When the optician did a mock-up of the glasses she said she'd make for me, I could clearly (as it were) see the difference. Everything was sharper through her lenses that with my current glasses. Since both eyes had changed, I needed to order two new lenses to replace the lenses in the glasses that I had damaged, which is how this whole thing started. I suddenly realized that I would need to have two new pairs of glasses made, because I wanted two pairs that used the new correction level, one as my lunettes de secours — my spare pair, for emergencies — and one as my everyday glasses.
I asked the optician if I would be getting plastic lenses or glass lenses in the new glasses (a lens is called un verre in French, the same word you use for a drinking glass). I asked her if verres en verre are lot more expensive than verres en plastique. No, she said, but they are beaucoup plus dangereux.
Imagine if your glasses had had glass lenses in them when you fell a few months ago. The glass lens could have shattered and you could have seriously injured your left eye. Actually, that's my strong eye. In the right one I've always had blurry vision — the optician described it as un œil malade. If your good eye had been injured, instead of just having your plastic lens scratched, what would you have done then? Bonne question, I said.
The optician went on to explain that there were four types of lenses I could choose from, with prices going from 200 to 350 euros apiece. I don't know how that compares to American prices. She said the main difference in the lenses is how much peripheral vision they give you and how clear it is. I chose lenses in the middle range.
And I needed four of them, for two pairs of glasses. I didn't need new frames. I asked her if she could use her machine to see if my two pairs of glasses had identical lenses in them. Of course, she said. Then she told me that the glasses with the scratched lens seemed to be an older prescription than the ones I've been wearing recently. That surprised me. I thought they were the same. My memory is not what it used to be.

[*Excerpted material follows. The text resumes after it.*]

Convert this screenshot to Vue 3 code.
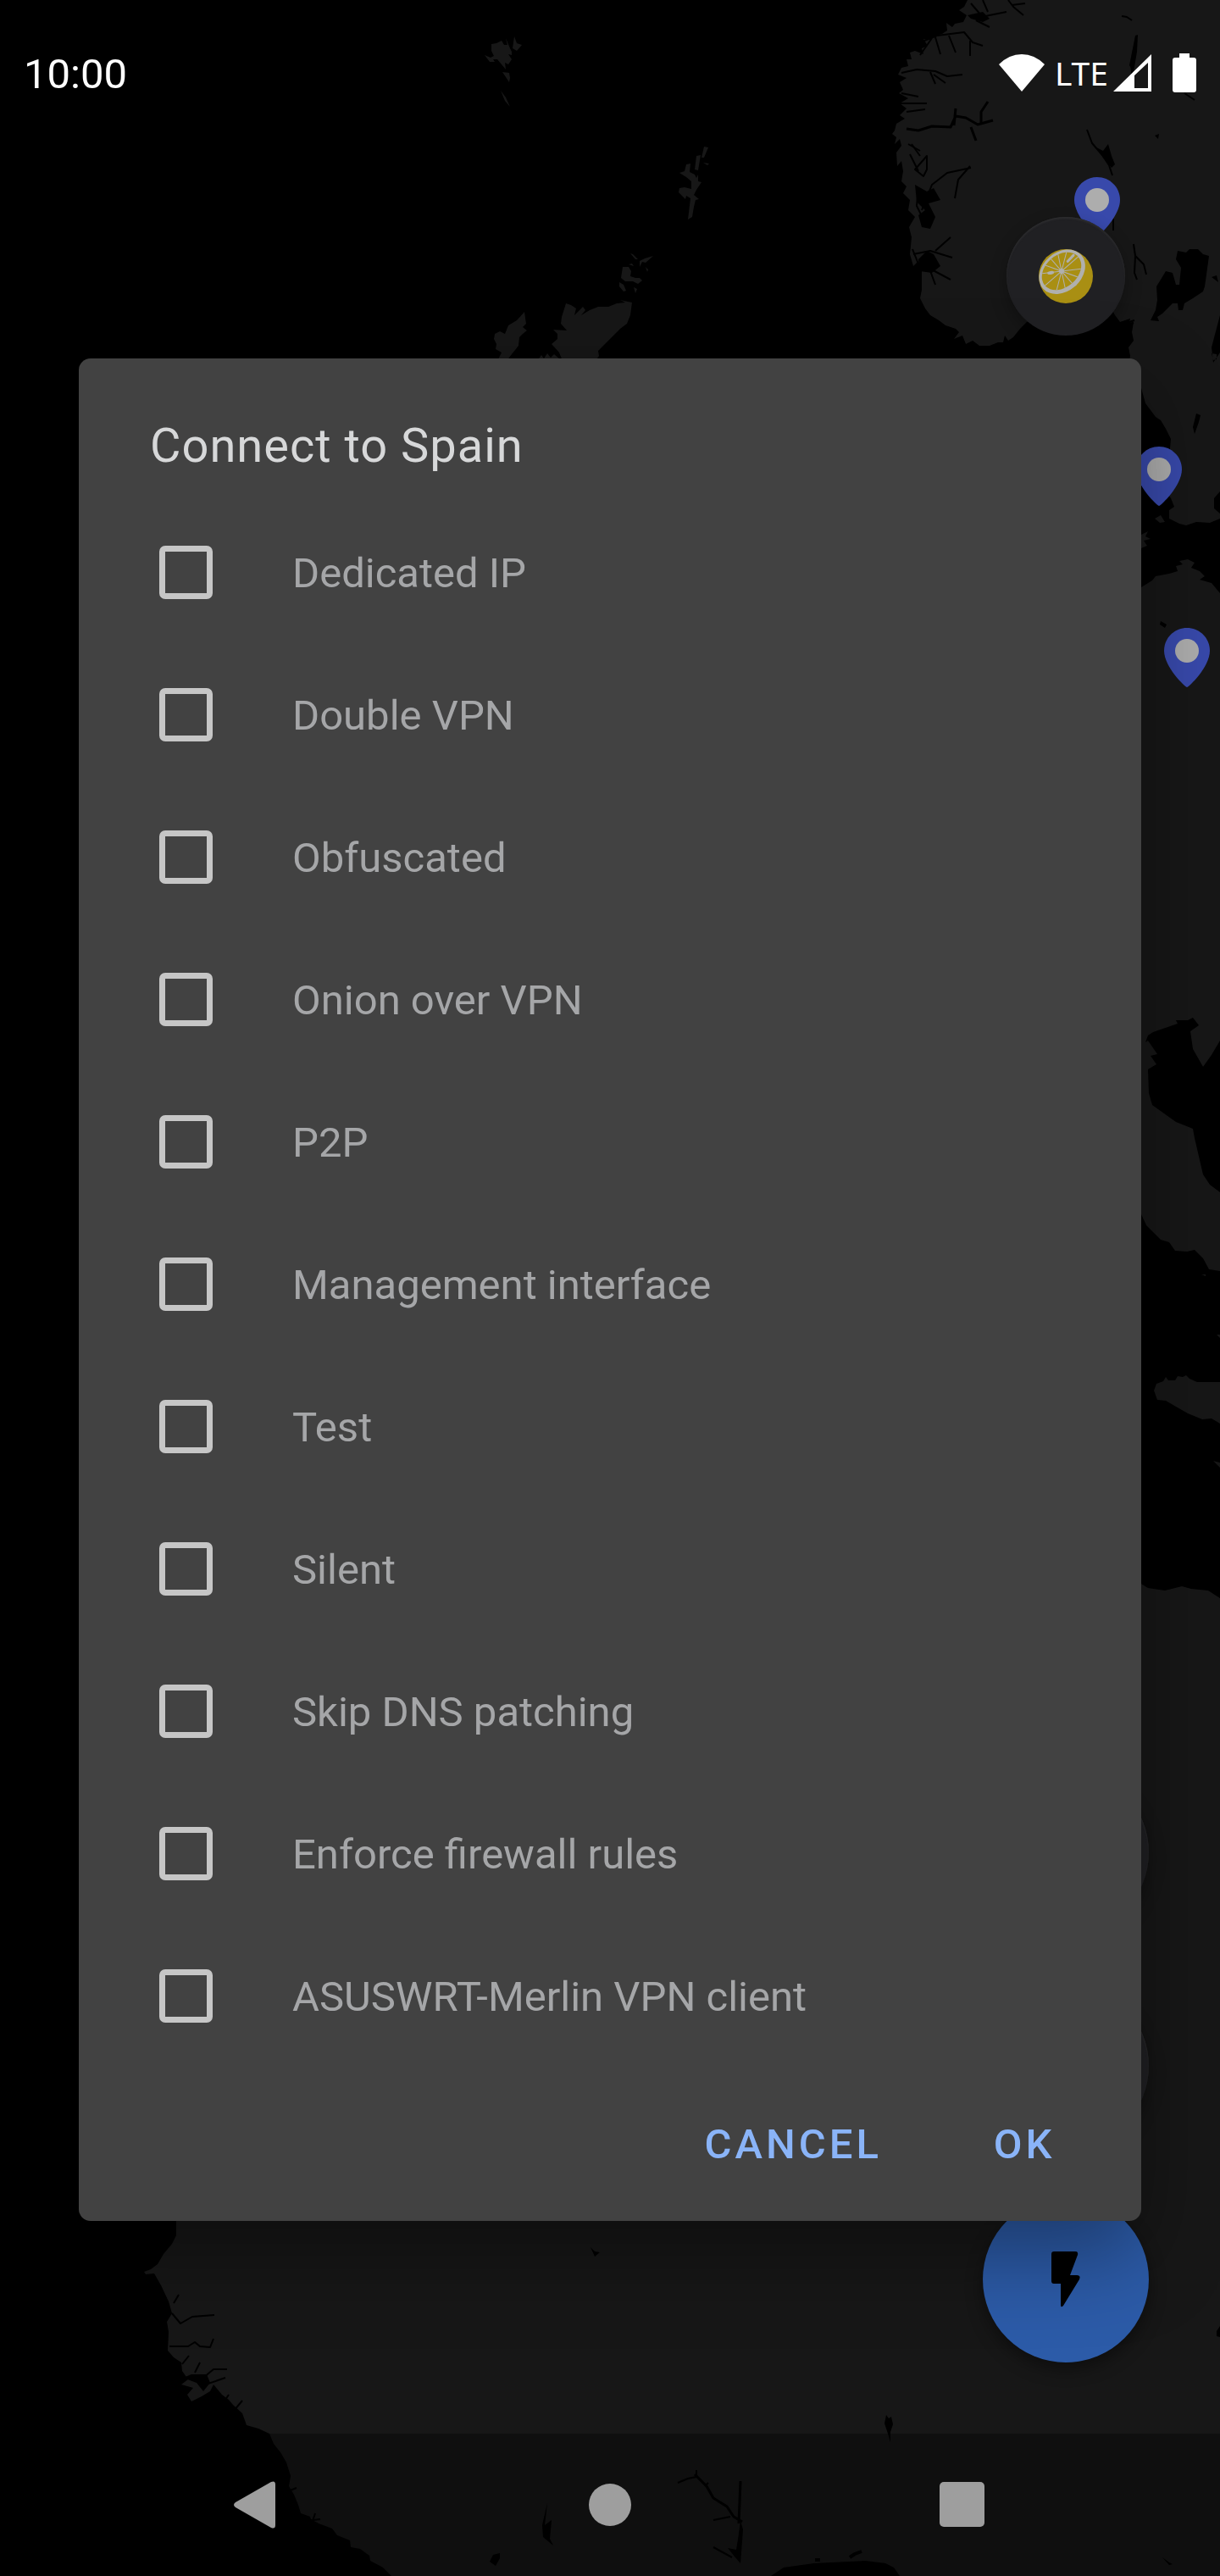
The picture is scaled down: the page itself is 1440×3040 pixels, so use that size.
<script setup>
import { ref } from 'vue'

const options = ref([
  { id: 'dedicated-ip', label: 'Dedicated IP', checked: false },
  { id: 'double-vpn', label: 'Double VPN', checked: false },
  { id: 'obfuscated', label: 'Obfuscated', checked: false },
  { id: 'onion', label: 'Onion over VPN', checked: false },
  { id: 'p2p', label: 'P2P', checked: false },
  { id: 'management', label: 'Management interface', checked: false },
  { id: 'test', label: 'Test', checked: false },
  { id: 'silent', label: 'Silent', checked: false },
  { id: 'skip-dns', label: 'Skip DNS patching', checked: false },
  { id: 'firewall', label: 'Enforce firewall rules', checked: false },
  { id: 'merlin', label: 'ASUSWRT-Merlin VPN client', checked: false },
])

const pins = [
  { x: 1295, y: 236 },
  { x: 1368, y: 554 },
  { x: 1401, y: 768 },
]
</script>

<template>
  <div class="screen">
    <div class="backdrop">
      <svg class="map" viewBox="0 0 1440 3040" preserveAspectRatio="xMaxYMin slice" aria-hidden="true">
        <g class="land">
          <!-- Scandinavia -->
          <path d="M1142 0L1138 8 1132 12 1141 18 1137 26 1127 28 1124 32 1117 27 1118 36 1112 40 1104 42 1098 47 1090 46 1095 54 1088 57 1090 64 1080 60 1074 62 1076 70 1070 70 1072 78 1064 80 1060 88 1070 92 1062 97 1066 106 1061 110 1072 116 1062 122 1070 128 1062 136 1068 140 1058 146 1056 154 1053 158 1058 162 1056 170 1062 164 1064 172 1058 180 1059 196 1064 190 1066 202 1064 214 1070 220 1066 228 1074 236 1072 248 1080 256 1073 268 1076 280 1074 300 1078 314 1084 308 1088 318 1088 342 1086 352 1092 364 1098 372 1108 378 1116 384 1128 388 1132 392 1126 400 1136 396 1140 406 1148 402 1156 408 1168 408 1178 404 1184 404 1186 396 1190 402 1196 398 1204 388 1212 380 1240 364 1310 360 1316 372 1322 380 1328 378 1334 376 1332 382 1338 380 1336 392 1338 402 1332 410 1334 420 1332 430 1347 458 1352 476 1358 484 1364 492 1370 496 1376 506 1382 518 1380 540 1382 552 1386 556 1381 562 1386 568 1376 580 1382 588 1386 598 1380 602 1380 612 1392 618 1400 620 1412 616 1428 617 1440 612V0z" />
          <!-- Continental Europe -->
          <path d="M1347 693L1360 685 1364 680 1380 677 1390 674 1388 668 1396 666 1392 662 1402 660 1410 664 1406 670 1416 674 1422 680 1416 684 1430 688 1440 700V1500L1427 1498 1420 1485 1410 1475 1401 1477 1387 1476 1380 1466 1370 1463 1353 1446 1347 1433z" />
          <path d="M1347 631l8-4-3 6 6 3-8 2 4 6-7 3zM1363 612l7-4 5 8-6 1zM1436 1575h4v4zM1432 1724l8 2v6zM1418 1504h5v2z" />
          <path d="M1362 1641L1365 1633 1373 1630 1376 1625 1379 1629 1387 1629 1390 1624 1396 1625 1400 1623 1404 1627 1413 1631 1440 1631V1680L1430 1674 1419 1675 1402 1668 1388 1660 1376 1653 1366 1652z" />
          <!-- Africa -->
          <path d="M1347 1869L1355 1874 1375 1877 1395 1872 1406 1875 1426 1877 1440 1886V3040H1062L1055 3030 1045 3025 1021 3022 961 3025 925 3030 910 3040H462L452 3030 437 3022 436 3016 425 3008 414 3006 413 2998 398 2992 392 2984 376 2978 367 2973 366 2970 355 2966 352 2956 347 2944 341 2934 343 2922 338 2906 331 2894 323 2884 318 2872 305 2866 291 2862 286 2848 275 2838 270 2832 262 2826 252 2814 248 2822 238 2828 226 2834 221 2826 228 2818 214 2814 222 2808 215 2798 214 2788 205 2782 198 2774 199 2752 197 2740 203 2730 199 2716 190 2697 182 2683 172 2684 170 2681 178 2678 186 2672 193 2660 203 2648 208 2638V2600z" />
          <!-- Faroe Islands -->
          <path d="M572 65l7 3 4-2-3-6 0-8 6-1 6-3 3 5 5 0 4 8 0 4-4-1 4 6-4 6-4-2 1 8-10-12-5 0 2 3-6 0zM600 48l3 6M593 85l8 1 1 6-1 5zM591 107l6 8 5 11-6-7zM607 43l3 8 6 2-6 7-5-3zM597 45l5 12-2 1z" />
          <!-- Shetland -->
          <path d="M831 173l5 1-5 12-3 0zM822 184l5-1-3 18-4-1zM830 192l7 1-2 2zM802 204l6-2 2-8 5-1-1 10 6 3 2 4 2-4 0 8 4 1-6 9-3 6 6 5-4 1-2 8-2 12-5 3 3-25-5-3-1 4-6-6-2-2 1-5 6-1 8 2 0-9-6-5z" />
          <!-- Orkney -->
          <path d="M735 315l7 0 3 5-1 6 6 2 5 0 3 3-5 4-6-3-9 0-5-4zM731 333l5 3 3 7-3 1-5-6zM748 339l4 2-2 5zM744 299l3 1 6 6-3 0zM755 308l6-3 10-3-9 8-4-1-3 6zM762 315l3 3-1 3zM742 312l4-1 2 3z" />
          <!-- Scotland -->
          <path d="M668 358L674 360 680 364 678 372 688 362 691 366 686 372 696 366 706 362 718 362 728 358 738 357 732 354 746 357 744 372 740 382 732 388 722 398 713 407 706 414 707 420 703 426H664L660 416 651 406 658 400 658 394 653 389 669 390 662 382 663 374z" />
          <path d="M619 368L621 382 617 386 622 390 617 394 613 398 612 408 604 418 598 426 588 424 592 416 585 412 586 406 583 400 584 394 590 391 596 394 600 384 610 378zM636 423l3-4 3 4 4-6 4 5 4-4 6 5z" />
        </g>
        <g class="water">
          <path d="M1355 1228L1352 1230 1355 1222 1361 1218 1390 1208 1388 1204 1402 1204 1408 1201 1415 1210 1405 1217 1408 1238 1420 1259 1430 1245 1440 1228V1407L1428 1398 1420 1386 1410 1343 1408 1332 1398 1328 1388 1324 1374 1314 1360 1304 1356 1290 1355 1262 1365 1256 1358 1246 1366 1244z" />
          <path d="M1390 296L1400 298 1404 294 1414 294 1420 300 1427 302 1424 324 1422 338 1420 344 1408 352 1398 358 1396 366 1391 366 1390 358 1384 358 1372 370 1366 374 1368 379 1358 378 1364 366 1366 354 1365 338 1370 330 1376 320 1384 322 1388 336 1392 336 1394 316 1388 306zM1440 372L1430 410 1432 428 1440 416zM1440 580L1433 588 1433 600 1440 606zM1412 488l5 2-2 8-5 14-2-8zM1430 417l6 1 0 6-4 1zM1436 325l-6 2 8 6zM1370 733l7 4-2 4-6-4z" />
          <path d="M1294 174L1302 178 1308 170 1312 184 1316 194 1312 198 1302 186zM1340 42l3-1-1 20-4 24-5-8zM1363 160l5-2-1 6z" />
          <path d="M1440 2745l-4 6 0 6 4 1zM1046 2850l3 4 3-2 2 9-3 9 0 12-3-10-4-12zM1372 3018l8 6 4 2-4 1z" />
          <path d="M1080 218L1094 226 1102 222 1110 236 1096 240 1104 256 1098 270 1088 268 1084 254 1092 248 1082 238zM1084 306L1094 296 1102 300 1110 314 1100 322 1086 320zM1142 18L1160 14 1168 22 1160 26 1146 22zM216 2806L226 2802 244 2802 248 2812 240 2822 232 2812z" />
          <path d="M874 2975l3 10-3 40-7-8-8-10 10 2 2-12zM640 2980l6-26-3 26 8-6-2 22 4 8-12-10zM582 3015l8-2 0 6-5 9-7-5zM697 2652l5 5 6 1-6 5z" />
        </g>
        <g class="fjords">
          <path d="M1070 152l14 2 16-5 22 1 6-13 12 2 14 8 18-5M1126 148l2-20M1158 146l0-14 8-12M1146 150l6 16" stroke-width="3" />
          <path d="M1088 248l12-30 18-14 28-6M1127 234l4-22 14-16M1092 263l-10-20 2-22M1078 300l20-4 26 8M1096 314l8 22M1092 314l30 16M1075 330l10-16-8-20M1104 296l18-16M1076 170l10 14" stroke-width="2" />
          <path d="M1064 86l18-4 22 2 14 6 18-2M1098 85l6 14M1102 88l14 10M1086 50l20-8 32-4 10 12 12 4M1100 45l-14 20M1104 44l6 20M1120 42l8 20M1145 48v18M1150 22l18-4 20-4M1152 24l16 8M1190 0l6 8 12 10M1194 6l16-2M1158 18l-12-14M1166 14l-6-14M1062 122l32 0M1070 132l22-3M1064 110l20 4" stroke-width="2" />
          <path d="M1094 184l-14 16 10 8 4-8zM1072 170l14 8M1074 182l10 20M1324 19l6 1 6 4M1340 62l-5 14 2 18M1283 153l6 16 12 14 8 12 4 12M1314 258v14M1338 288l2 14-1 20 3 8M1340 302l10 10 3 12M1398 110l12 8M1325 410l8-30 6-2M1322 385l16-4M1302 395l-4 14" stroke-width="2" />
          <path d="M203 2730l10 12 14-8 26-2M205 2718l6-10M200 2769h22l8-5 6 5 12 1 4-10M215 2790l8-10M230 2800l6-12M240 2806l12-10 16 0M240 2815l26-9M262 2838l8-12M276 2845l10-12M340 2940l10-4M352 2976l26-3M368 2978l4-12" stroke-width="2" />
          <path d="M800 2930l12-5 10-2 0-8M842 2974l20-4M832 2934l4-4M842 3006l22 12" stroke-width="2" />
          <path d="M820 2920l14 14 8 14 16 10 8 12 10 6M874 2928l-2 50" stroke-width="3" />
          <path d="M1003 3018l6-4 8-3M962 3021h6" stroke-width="4" />
        </g>
        <g v-for="pin in pins" :key="pin.x" :transform="`translate(${pin.x} ${pin.y})`">
          <path class="pin" d="M0-27C-15-27-27-15-27 0C-27 19-2 43 0 43S27 19 27 0C27-15 15-27 0-27z" />
          <circle class="pin-dot" r="14" />
        </g>
      </svg>

      <div class="fabs">
        <button class="fab mini" type="button" aria-label="Lemon">
          <svg width="64" height="64" viewBox="0 0 64 64">
            <circle cx="32" cy="32" r="32" fill="#a98f13" />
            <g transform="rotate(-41 27 26)">
              <ellipse cx="27" cy="27" rx="30" ry="23" fill="#b0b0ae" />
              <ellipse cx="27" cy="26" rx="26" ry="19" fill="#a98f13" />
              <path d="M1 26h52M27 7v38M8 13l38 26M8 39l38-26M17 8l20 36M37 8L17 44" stroke="#b0b0ae" stroke-width="1" />
              <circle cx="27" cy="26" r="3" fill="#b0b0ae" />
              <path d="M40 22l10-1" stroke="#b0b0ae" stroke-width="3" stroke-linecap="round" />
              <ellipse cx="16" cy="19" rx="4" ry="2" fill="#b0b0ae" transform="rotate(30 16 19)" />
            </g>
          </svg>
        </button>
        <button class="fab" type="button" aria-label="Locate"></button>
        <button class="fab" type="button" aria-label="Settings"></button>
        <button class="fab primary" type="button" aria-label="Quick connect">
          <svg width="34" height="66" viewBox="0 0 34 66">
            <path d="M3 0H28Q32 0 31 4L22 28H30Q35 28 33 33L14 64Q11 67 11 63V38H3Q0 38 0 35V3Q0 0 3 0z" />
          </svg>
        </button>
      </div>
    </div>

    <header class="status">
      <time class="clock">10:00</time>
      <div class="indicators">
        <svg class="wifi" width="54" height="46" viewBox="0 0 54 46"><path d="M0 13Q12 1 27 1T54 13L27 45z" /></svg>
        <span class="network">LTE</span>
        <svg class="signal" width="46" height="46" viewBox="0 0 46 46"><path fill-rule="evenodd" d="M0 45L45 1V45zM25 26V41H41V11z" /></svg>
        <svg width="28" height="46" viewBox="0 0 28 46"><path d="M8 0H20V5H25Q28 5 28 8V43Q28 46 25 46H3Q0 46 0 43V8Q0 5 3 5H8z" /></svg>
      </div>
    </header>

    <main class="stage">
      <form class="dialog" role="dialog" aria-labelledby="dialog-title" @submit.prevent>
        <h1 id="dialog-title">Connect to Spain</h1>
        <ul class="options">
          <li v-for="option in options" :key="option.id">
            <label :for="option.id">
              <input :id="option.id" v-model="option.checked" type="checkbox" />
              <span>{{ option.label }}</span>
            </label>
          </li>
        </ul>
        <div class="actions">
          <button type="button">CANCEL</button>
          <button type="submit">OK</button>
        </div>
      </form>
    </main>

    <nav class="navbar">
      <button type="button" aria-label="Back">
        <svg width="56" height="56" viewBox="0 0 56 56"><path d="M2 25L44 1Q49-1 49 4V52Q49 57 44 55L2 31Q-2 28 2 25z" /></svg>
      </button>
      <button type="button" aria-label="Home">
        <svg width="56" height="56" viewBox="0 0 56 56"><circle cx="28" cy="28" r="25" /></svg>
      </button>
      <button type="button" aria-label="Recents">
        <svg width="56" height="56" viewBox="0 0 56 56"><rect x="1" y="1" width="53" height="53" rx="5" /></svg>
      </button>
    </nav>
  </div>
</template>

<style>
body {
  margin: 0;
  background: #000;
}
</style>

<style scoped>
.screen {
  position: relative;
  display: flex;
  flex-direction: column;
  min-height: 100vh;
  overflow: hidden;
  background: #000;
  color: #fff;
  font-family: Roboto, sans-serif;
}

button {
  padding: 0;
  border: 0;
  background: none;
  font: inherit;
}

.backdrop {
  position: absolute;
  inset: 0;
}

.map {
  position: absolute;
  width: 100%;
  height: 100%;
}

.land {
  fill: #171717;
}

.water {
  fill: #000;
}

.fjords {
  fill: none;
  stroke: #000;
  stroke-linejoin: round;
}

.pin {
  fill: #3849ab;
}

.pin-dot {
  fill: #adadad;
}

.fabs {
  position: relative;
  box-sizing: border-box;
  display: flex;
  flex-direction: column;
  align-items: flex-end;
  gap: 56px;
  height: 100%;
  padding: 256px 84px 252px;
}

.fab {
  display: flex;
  align-items: center;
  justify-content: center;
  width: 196px;
  height: 196px;
  border-radius: 50%;
  background: #202023;
  box-shadow: inset 0 2px 2px #2c2c2e, 0 8px 20px rgba(0, 0, 0, 0.3);
}

.fab.mini {
  width: 140px;
  height: 140px;
  margin: 0 28px auto;
}

.fab.primary {
  background: #2c5ba8;
  box-shadow: 0 8px 20px rgba(0, 0, 0, 0.4);
}

.status {
  position: relative;
  box-sizing: border-box;
  display: flex;
  align-items: center;
  justify-content: space-between;
  height: 172px;
  padding: 0 28px;
}

.clock {
  padding-top: 4px;
  font-size: 49px;
  line-height: 56px;
}

.indicators {
  display: flex;
  align-items: center;
  fill: #fff;
}

.network {
  margin: 0 6px 0 12px;
  font-family: "Noto Sans", sans-serif;
  font-size: 39px;
  line-height: 56px;
}

.signal {
  margin-right: 24px;
}

.stage {
  position: relative;
  display: flex;
  flex: 1;
  align-items: center;
  padding: 0 93px;
}

.dialog {
  flex: 1;
  border-radius: 14px;
  background: #424242;
  box-shadow: 0 40px 100px rgba(0, 0, 0, 0.36);
}

h1 {
  margin: 0;
  padding: 70px 84px 32px;
  color: #d7d8d9;
  font-size: 56px;
  font-weight: 400;
  letter-spacing: 1px;
  line-height: 66px;
}

.options {
  margin: 0;
  padding: 0;
  list-style: none;
}

label {
  display: flex;
  align-items: center;
  gap: 94px;
  height: 168px;
  padding: 0 95px;
  color: #a5a6a8;
  font-size: 49px;
  line-height: 56px;
}

label span {
  padding-top: 4px;
}

input {
  appearance: none;
  box-sizing: border-box;
  width: 63px;
  height: 63px;
  margin: 0;
  border: 7px solid #c6c6c6;
  border-radius: 7px;
}

.actions {
  display: flex;
  justify-content: flex-end;
  gap: 28px;
  padding: 28px 26px;
}

.actions button {
  min-width: 224px;
  height: 126px;
  padding: 0 28px;
  color: #8ab4f8;
  font-size: 49px;
  font-weight: 500;
  letter-spacing: 4px;
}

.navbar {
  position: relative;
  display: flex;
  align-items: center;
  justify-content: center;
  height: 168px;
  background: rgba(0, 0, 0, 0.35);
}

.navbar button {
  flex: 0 1 416px;
  height: 168px;
}

.navbar svg {
  display: block;
  margin: 0 auto;
  fill: #9e9e9e;
}
</style>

The optician printed out a devis [duh-VEE] — a price quote — showing what I would have to pay for the lenses. There was no separate charge for the examen de la vue. I looked over the quote and it was confusing. It looked like it listed one charge of about 420 euros, another for about 80 euros, and then another charge for 500 euros. I looked at her and said I had figured out in my head that it was going to cost me about a thousand euros for the four lenses.
Then she looked confused. No, she said. It will cost 500 euros. How can that be, I asked. Well, she said, when you buy a new pair of lenses, we give you a second pair at no cost! Wow, I thought. I had no idea. I had told myself before the eye exam not to be surprised if two new lenses would set me back between 600 and 800 euros. I don't know if all French optical shops offer deals like that, but Optique Noyers does. By the way, the 416.67 on the quote is the cost of the lenses HT (hors taxe) and 83.33 is the amount of TVA (VAT, a national sales tax). Those add up to the 500 euro total (TTC — toutes taxes comprises).
I left the shop a happy man. The lenses should come in next week, the optician said. I left the damaged glasses with her. When they have the new lenses in them, she'll call me and I'll go pick them up. I'll give her the glasses I'm wearing now and she'll put the new lenses in them while I wait, if I want to wait.